## STATED TASK
Only the lines from the start of the data to the line containing "</borrow-modal>", both included, should be output, exactly and without pictures.

-- begin DATA --

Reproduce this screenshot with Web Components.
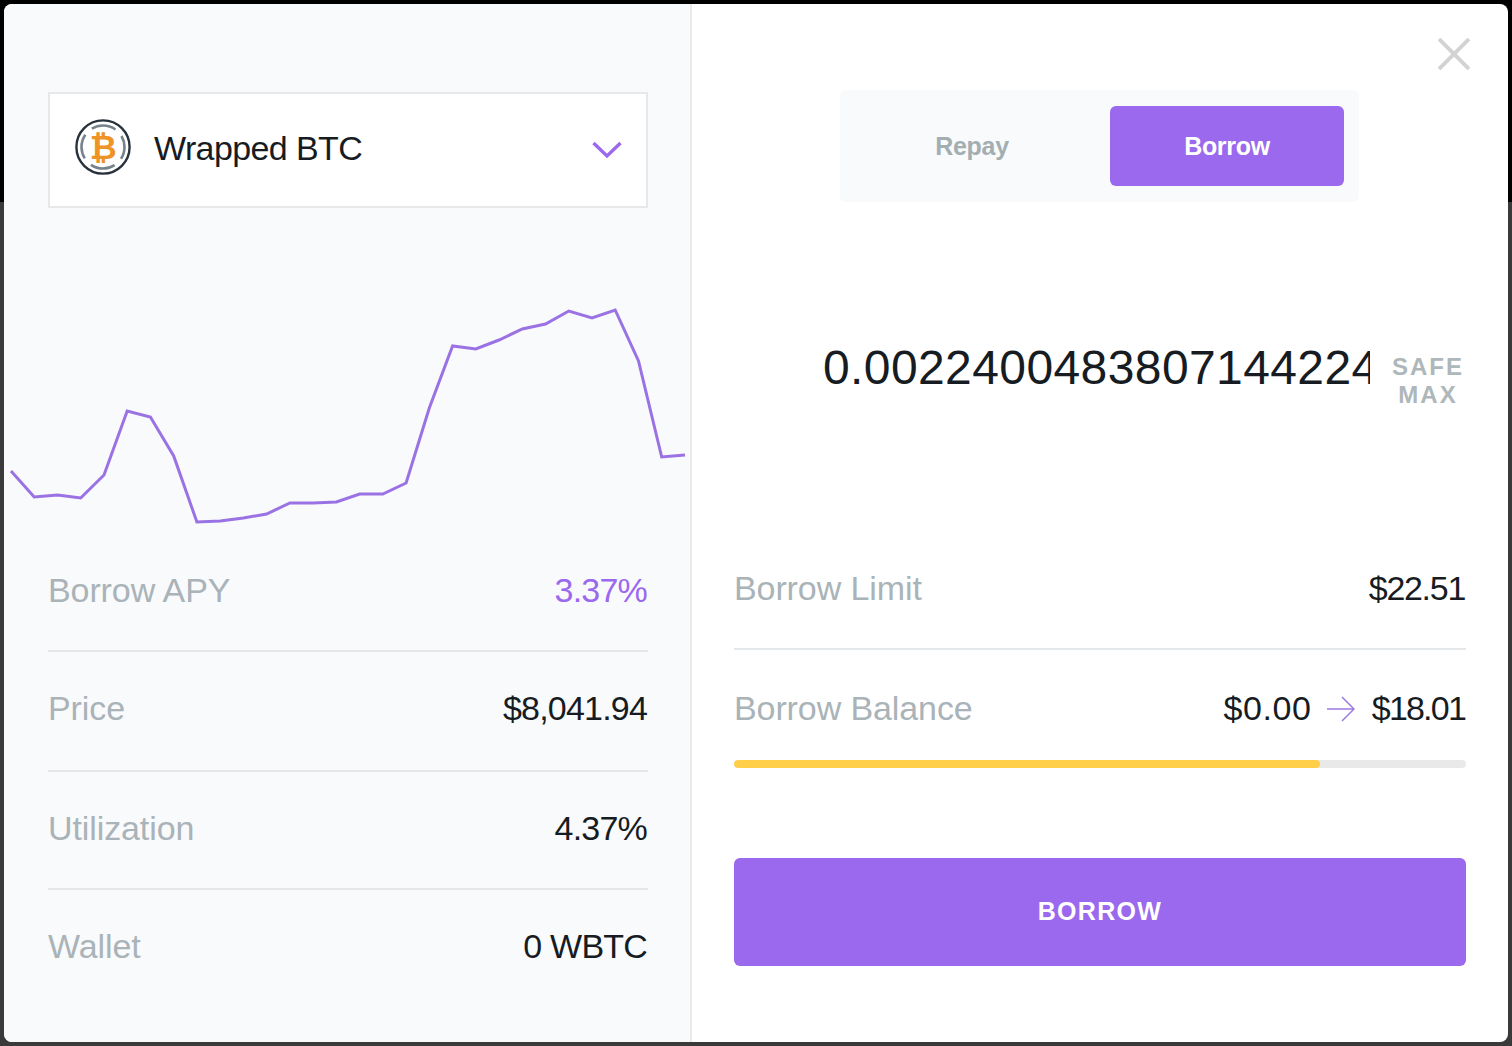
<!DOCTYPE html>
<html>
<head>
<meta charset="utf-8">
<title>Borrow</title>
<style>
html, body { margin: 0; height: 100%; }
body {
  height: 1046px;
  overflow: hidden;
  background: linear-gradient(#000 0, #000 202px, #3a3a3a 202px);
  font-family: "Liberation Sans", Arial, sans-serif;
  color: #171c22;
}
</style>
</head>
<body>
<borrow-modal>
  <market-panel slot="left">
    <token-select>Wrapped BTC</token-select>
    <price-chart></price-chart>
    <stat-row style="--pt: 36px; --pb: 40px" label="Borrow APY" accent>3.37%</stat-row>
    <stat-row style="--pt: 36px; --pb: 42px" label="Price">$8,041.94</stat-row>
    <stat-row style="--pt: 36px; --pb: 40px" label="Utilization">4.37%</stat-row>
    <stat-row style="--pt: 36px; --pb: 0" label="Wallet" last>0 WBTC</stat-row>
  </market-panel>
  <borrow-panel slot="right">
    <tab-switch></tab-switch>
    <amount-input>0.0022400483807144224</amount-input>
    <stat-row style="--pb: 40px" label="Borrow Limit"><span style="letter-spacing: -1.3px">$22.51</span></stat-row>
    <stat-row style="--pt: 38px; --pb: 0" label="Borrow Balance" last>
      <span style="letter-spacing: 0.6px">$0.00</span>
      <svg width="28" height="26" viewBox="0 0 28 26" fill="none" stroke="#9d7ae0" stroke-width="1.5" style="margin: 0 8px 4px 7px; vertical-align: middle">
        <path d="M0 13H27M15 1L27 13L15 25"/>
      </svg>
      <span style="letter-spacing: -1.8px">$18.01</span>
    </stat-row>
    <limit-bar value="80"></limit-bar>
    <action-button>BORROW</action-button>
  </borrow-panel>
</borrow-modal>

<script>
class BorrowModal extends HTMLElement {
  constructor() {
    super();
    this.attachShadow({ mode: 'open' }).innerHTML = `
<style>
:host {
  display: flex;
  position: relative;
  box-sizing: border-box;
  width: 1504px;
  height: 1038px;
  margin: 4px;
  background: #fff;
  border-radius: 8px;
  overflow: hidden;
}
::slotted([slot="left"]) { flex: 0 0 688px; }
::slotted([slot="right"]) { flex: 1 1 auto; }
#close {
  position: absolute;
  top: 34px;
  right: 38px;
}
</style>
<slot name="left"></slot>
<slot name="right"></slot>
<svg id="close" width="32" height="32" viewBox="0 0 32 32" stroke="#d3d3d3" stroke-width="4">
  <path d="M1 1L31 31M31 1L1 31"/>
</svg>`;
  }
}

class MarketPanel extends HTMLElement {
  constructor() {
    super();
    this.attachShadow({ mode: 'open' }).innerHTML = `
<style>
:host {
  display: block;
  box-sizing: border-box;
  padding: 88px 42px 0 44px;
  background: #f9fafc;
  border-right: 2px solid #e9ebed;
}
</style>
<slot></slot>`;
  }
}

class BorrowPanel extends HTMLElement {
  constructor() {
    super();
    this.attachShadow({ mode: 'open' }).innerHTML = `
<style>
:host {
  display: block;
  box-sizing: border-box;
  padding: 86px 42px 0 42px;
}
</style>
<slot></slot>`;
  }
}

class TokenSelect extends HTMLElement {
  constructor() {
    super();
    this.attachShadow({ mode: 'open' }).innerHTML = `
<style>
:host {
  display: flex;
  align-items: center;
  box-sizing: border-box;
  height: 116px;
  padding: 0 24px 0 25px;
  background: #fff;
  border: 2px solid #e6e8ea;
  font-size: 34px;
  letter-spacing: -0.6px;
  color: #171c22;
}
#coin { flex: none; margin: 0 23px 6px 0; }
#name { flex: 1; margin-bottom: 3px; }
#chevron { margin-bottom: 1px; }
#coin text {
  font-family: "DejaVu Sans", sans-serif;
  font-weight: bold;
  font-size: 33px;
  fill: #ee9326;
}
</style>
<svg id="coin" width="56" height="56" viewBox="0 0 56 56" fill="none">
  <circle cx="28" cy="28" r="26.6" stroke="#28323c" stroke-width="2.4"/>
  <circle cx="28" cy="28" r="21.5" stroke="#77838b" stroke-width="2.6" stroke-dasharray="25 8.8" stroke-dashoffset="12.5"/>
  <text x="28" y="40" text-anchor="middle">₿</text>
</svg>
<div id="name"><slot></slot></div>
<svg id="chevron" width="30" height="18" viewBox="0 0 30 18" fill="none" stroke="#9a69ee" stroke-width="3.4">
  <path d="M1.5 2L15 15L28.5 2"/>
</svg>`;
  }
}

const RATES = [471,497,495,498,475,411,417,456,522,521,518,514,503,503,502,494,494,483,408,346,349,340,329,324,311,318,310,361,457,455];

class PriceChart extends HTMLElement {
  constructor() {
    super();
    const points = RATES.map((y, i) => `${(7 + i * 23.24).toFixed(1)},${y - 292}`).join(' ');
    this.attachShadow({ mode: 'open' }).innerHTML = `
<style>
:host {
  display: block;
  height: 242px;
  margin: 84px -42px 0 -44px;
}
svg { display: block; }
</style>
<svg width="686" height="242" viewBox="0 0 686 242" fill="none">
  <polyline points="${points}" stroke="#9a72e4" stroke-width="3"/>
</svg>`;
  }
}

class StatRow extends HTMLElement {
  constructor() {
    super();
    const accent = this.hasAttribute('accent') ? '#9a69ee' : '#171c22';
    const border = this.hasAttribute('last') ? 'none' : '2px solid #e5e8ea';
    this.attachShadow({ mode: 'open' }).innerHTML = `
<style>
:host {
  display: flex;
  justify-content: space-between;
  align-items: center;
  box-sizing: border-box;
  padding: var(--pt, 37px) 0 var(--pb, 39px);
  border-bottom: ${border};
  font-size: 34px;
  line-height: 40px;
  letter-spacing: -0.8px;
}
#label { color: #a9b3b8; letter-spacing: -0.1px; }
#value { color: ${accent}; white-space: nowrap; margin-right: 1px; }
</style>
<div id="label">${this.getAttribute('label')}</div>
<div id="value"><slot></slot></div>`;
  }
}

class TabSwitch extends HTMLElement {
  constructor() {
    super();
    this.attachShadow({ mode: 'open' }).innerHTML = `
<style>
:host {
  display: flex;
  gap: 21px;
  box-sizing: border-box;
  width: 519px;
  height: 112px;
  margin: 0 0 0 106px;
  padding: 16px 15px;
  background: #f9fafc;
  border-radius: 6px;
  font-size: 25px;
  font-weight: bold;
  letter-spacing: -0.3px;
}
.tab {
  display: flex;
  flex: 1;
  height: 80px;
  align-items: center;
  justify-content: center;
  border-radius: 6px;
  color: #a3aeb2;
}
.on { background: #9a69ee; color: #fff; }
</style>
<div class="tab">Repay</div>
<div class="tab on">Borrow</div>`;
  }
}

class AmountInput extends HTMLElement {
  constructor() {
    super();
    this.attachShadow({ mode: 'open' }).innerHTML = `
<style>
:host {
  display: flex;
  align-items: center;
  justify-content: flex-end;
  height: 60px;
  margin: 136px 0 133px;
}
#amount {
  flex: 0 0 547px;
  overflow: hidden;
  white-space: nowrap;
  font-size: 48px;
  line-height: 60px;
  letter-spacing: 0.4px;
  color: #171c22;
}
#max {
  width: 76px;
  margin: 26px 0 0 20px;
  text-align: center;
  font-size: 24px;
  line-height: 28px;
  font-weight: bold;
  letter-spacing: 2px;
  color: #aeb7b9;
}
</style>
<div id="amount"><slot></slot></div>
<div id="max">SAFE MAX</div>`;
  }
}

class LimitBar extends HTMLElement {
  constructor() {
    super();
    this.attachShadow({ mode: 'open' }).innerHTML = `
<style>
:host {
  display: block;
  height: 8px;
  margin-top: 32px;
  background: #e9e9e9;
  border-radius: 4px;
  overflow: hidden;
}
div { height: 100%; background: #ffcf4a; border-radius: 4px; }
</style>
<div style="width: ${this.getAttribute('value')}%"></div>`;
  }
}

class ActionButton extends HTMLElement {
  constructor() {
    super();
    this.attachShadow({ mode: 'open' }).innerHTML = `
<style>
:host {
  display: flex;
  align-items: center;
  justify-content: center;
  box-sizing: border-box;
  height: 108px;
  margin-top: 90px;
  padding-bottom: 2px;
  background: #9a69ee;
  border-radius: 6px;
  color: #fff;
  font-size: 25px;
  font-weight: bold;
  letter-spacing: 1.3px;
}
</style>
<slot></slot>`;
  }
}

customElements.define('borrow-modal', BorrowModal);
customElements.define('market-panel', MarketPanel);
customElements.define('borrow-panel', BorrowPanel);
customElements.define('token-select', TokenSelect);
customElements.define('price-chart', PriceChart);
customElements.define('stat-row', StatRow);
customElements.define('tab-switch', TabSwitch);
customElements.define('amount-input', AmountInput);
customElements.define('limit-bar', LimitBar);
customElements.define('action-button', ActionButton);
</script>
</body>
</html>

-- end DATA --

## EXERCISE OUTPUT
Reproduce this screenshot with Web Components.
<!DOCTYPE html>
<html>
<head>
<meta charset="utf-8">
<title>Borrow</title>
<style>
html, body { margin: 0; height: 100%; }
body {
  height: 1046px;
  overflow: hidden;
  background: linear-gradient(#000 0, #000 202px, #3a3a3a 202px);
  font-family: "Liberation Sans", Arial, sans-serif;
  color: #171c22;
}
</style>
</head>
<body>
<borrow-modal>
  <market-panel slot="left">
    <token-select>Wrapped BTC</token-select>
    <price-chart></price-chart>
    <stat-row style="--pt: 36px; --pb: 40px" label="Borrow APY" accent>3.37%</stat-row>
    <stat-row style="--pt: 36px; --pb: 42px" label="Price">$8,041.94</stat-row>
    <stat-row style="--pt: 36px; --pb: 40px" label="Utilization">4.37%</stat-row>
    <stat-row style="--pt: 36px; --pb: 0" label="Wallet" last>0 WBTC</stat-row>
  </market-panel>
  <borrow-panel slot="right">
    <tab-switch></tab-switch>
    <amount-input>0.0022400483807144224</amount-input>
    <stat-row style="--pb: 40px" label="Borrow Limit"><span style="letter-spacing: -1.3px">$22.51</span></stat-row>
    <stat-row style="--pt: 38px; --pb: 0" label="Borrow Balance" last>
      <span style="letter-spacing: 0.6px">$0.00</span>
      <svg width="28" height="26" viewBox="0 0 28 26" fill="none" stroke="#9d7ae0" stroke-width="1.5" style="margin: 0 8px 4px 7px; vertical-align: middle">
        <path d="M0 13H27M15 1L27 13L15 25"/>
      </svg>
      <span style="letter-spacing: -1.8px">$18.01</span>
    </stat-row>
    <limit-bar value="80"></limit-bar>
    <action-button>BORROW</action-button>
  </borrow-panel>
</borrow-modal>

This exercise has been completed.